Ilustrasi (Shutterstock)

Jakarta, Aktual.com – Juru bicara pemerintah untuk penanganan COVID-19 Achmad Yurianto mengatakan bahwa hasil negatif dari pemeriksaan cepat untuk mengidentifikasi kemungkinan terkena COVID-19 tidak menjamin bahwa seseorang yang bersangkutan tidak sakit.

“Bisa saja pada pemeriksaan ini didapatkan hasil negatif pada orang yang sudah terinfeksi virus ini, tetapi respons serologi dan respons imunitasnya belum muncul,” katanya dalam Konferensi Pers bersama Gugus Tugas Percepatan Penanganan COVID-19 di Kantor Badan Nasional Penanggulangan Bencana (BNPB) di Jakarta, Sabtu (21/3).

Kemungkinan tersebut, kata dia, dapat terjadi pada infeksi yang berlangsung di bawah 7 hari atau 6 hari kemudian dengan pemeriksaan yang sama.

Pemerintah berharap siapapun tetap waspada meski hasil pemeriksaannya negatif dan tidak menunjukkan gejala-gejala sakit yang mengarah pada kemungkinan terkena COVID-19.

Masyarakat diimbau untuk tetap melakukan pembatasan dengan mengatur jarak dalam konteks berkomunikasi secara sosial.

“Perlu dipahami betul bahwa hasil negatif tidak memberikan garansi bahwa tidak sedang terinfeksi COVID-19,” katanya.

Oleh karena itu, imbauan pemerintah agar masyarakat benar-benar menjaga jarak dan mengatur aktivitas di luar rumah serta menghindari kerumunan tetap menjadi solusi utama.

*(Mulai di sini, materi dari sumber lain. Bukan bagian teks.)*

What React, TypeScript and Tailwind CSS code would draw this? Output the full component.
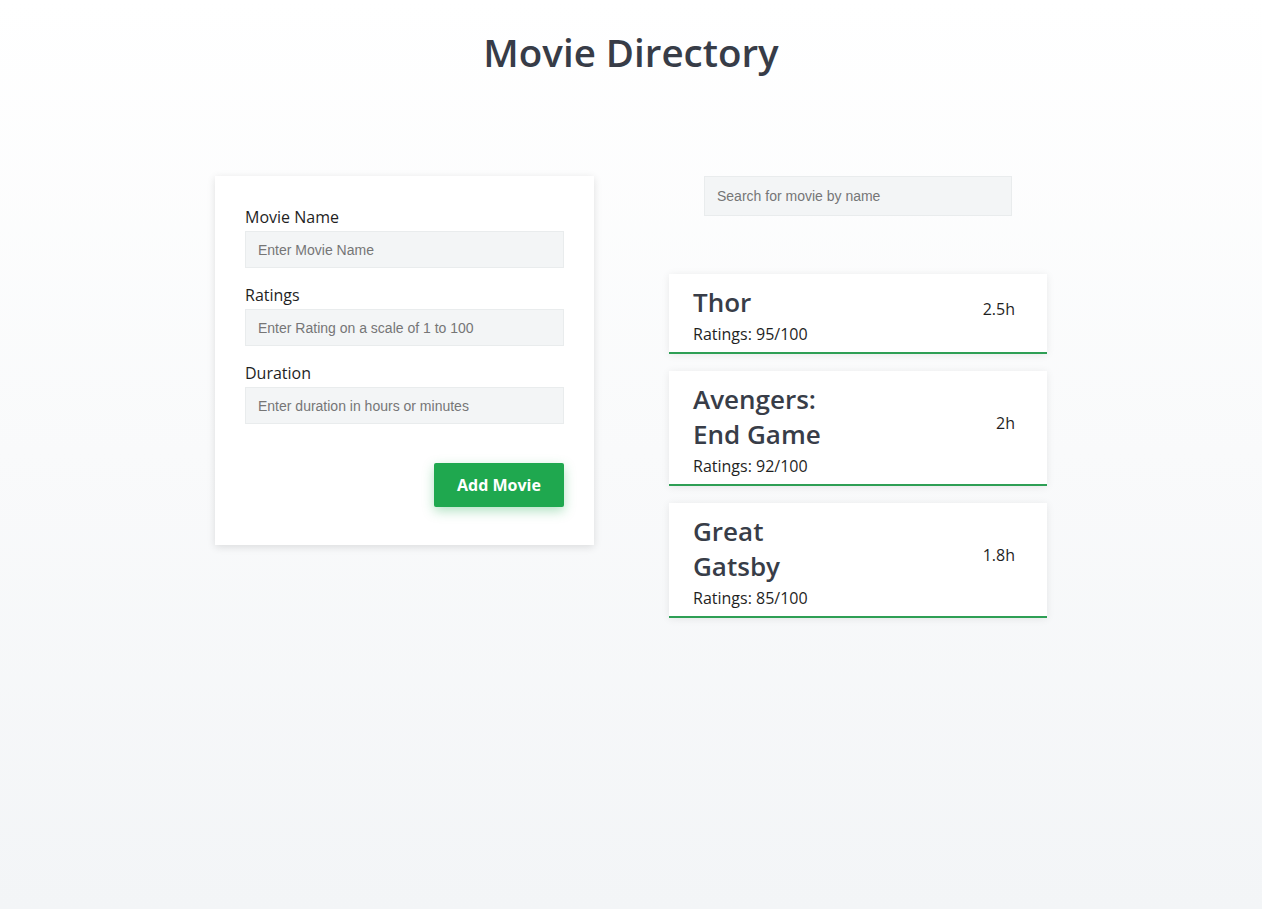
import React, { useState } from 'react';

type Movie = { name: string; rating: number; duration: string };

const MOVIES: Movie[] = [
  { name: 'Thor', rating: 95, duration: '2.5h' },
  { name: 'Avengers: End Game', rating: 92, duration: '2h' },
  { name: 'Great Gatsby', rating: 85, duration: '1.8h' },
];

const inputCls =
  "w-full h-[37px] px-3 bg-[#f3f5f6] border border-[#e9eced] text-sm text-[#333] font-['Liberation_Sans',Arial,sans-serif] placeholder-[#767676] outline-none";

const Field = ({ label, placeholder, value, onChange }: { label: string; placeholder: string; value: string; onChange: (v: string) => void }) => (
  <div className="flex flex-col">
    <label className="text-base leading-6 text-[#1f1f1f] mb-[2px]">{label}</label>
    <input value={value} onChange={(e) => onChange(e.target.value)} placeholder={placeholder} className={inputCls} />
  </div>
);

const App: React.FC = () => {
  const [name, setName] = useState('');
  const [rating, setRating] = useState('');
  const [duration, setDuration] = useState('');
  const [search, setSearch] = useState('');

  const list = MOVIES.filter((m) => m.name.toLowerCase().includes(search.toLowerCase()));

  return (
    <div className="min-h-screen bg-gradient-to-b from-[#ffffff] to-[#f3f5f7] font-['Open_Sans','Noto_Sans',sans-serif]">
      <h1 className="pt-[26px] text-center text-[38.5px] leading-[52px] font-semibold text-[#373c47]">Movie Directory</h1>

      <div className="flex justify-center items-start gap-[75px] mt-[98px]">
        {/* FORM */}
        <div className="w-[379px] bg-white shadow-[0_2px_8px_rgba(0,0,0,0.12)] px-[30px] pt-[29px] pb-[38px]">
          <div className="flex flex-col gap-[15px]">
            <Field label="Movie Name" placeholder="Enter Movie Name" value={name} onChange={setName} />
            <Field label="Ratings" placeholder="Enter Rating on a scale of 1 to 100" value={rating} onChange={setRating} />
            <Field label="Duration" placeholder="Enter duration in hours or minutes" value={duration} onChange={setDuration} />
          </div>
          <div className="flex justify-end mt-[39px]">
            <button className="w-[130px] h-[44px] rounded-[2px] bg-[#1fa84f] text-white text-base font-bold shadow-[0_4px_12px_rgba(31,168,79,0.35)]">
              Add Movie
            </button>
          </div>
        </div>

        {/* LIST */}
        <div className="w-[378px] flex flex-col items-center">
          <input
            value={search}
            onChange={(e) => setSearch(e.target.value)}
            placeholder="Search for movie by name"
            className="w-[308px] h-[40px] px-3 bg-[#f3f5f6] border border-[#e9eced] text-sm text-[#333] font-['Liberation_Sans',Arial,sans-serif] placeholder-[#767676] outline-none"
          />
          <div className="w-full flex flex-col gap-[17px] mt-[58px]">
            {list.map((m) => (
              <div
                key={m.name}
                className="flex items-center justify-between bg-white border-b-2 border-[#2e9f55] shadow-[0_1px_8px_rgba(0,0,0,0.08)] pl-6 pr-8 pt-[11px] pb-[6px]"
              >
                <div className="flex flex-col">
                  <div className="w-[140px] text-[26px] leading-[35px] font-semibold text-[#383d48]">{m.name}</div>
                  <div className="mt-[2px] text-base leading-6 text-[#1f1f1f]">Ratings: {m.rating}/100</div>
                </div>
                <div className="text-base text-[#1f1f1f] -mt-[14px]">{m.duration}</div>
              </div>
            ))}
          </div>
        </div>
      </div>
    </div>
  );
};

export default App;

Sementara itu, Yurianto juga menekankan bahwa hasil pemeriksaan positif tidak selalu membutuhkan perawatan di rumah sakit.

Pada prinsipnya, kata dia, isolasi diri atau karantina perorangan dapat dilakukan oleh masyarakat untuk menghindari kemungkinan penyebaran COVID-19 atau penularan kepada orang lain, sementara perawatan di rumah sakit diperlukan jika ada penyakit penyerta yang membutuhkan layanan rumah sakit.

“Oleh karena itu, sekalipun hasilnya negatif, tidak boleh menganggap bahwa dirinya betul-betul sehat dan terbebas dari corona virus desease 2019. Bisa saja kalau saat ini negatif, kalau tidak hati-hati bisa saja tertular orang lain yang positif,” katanya.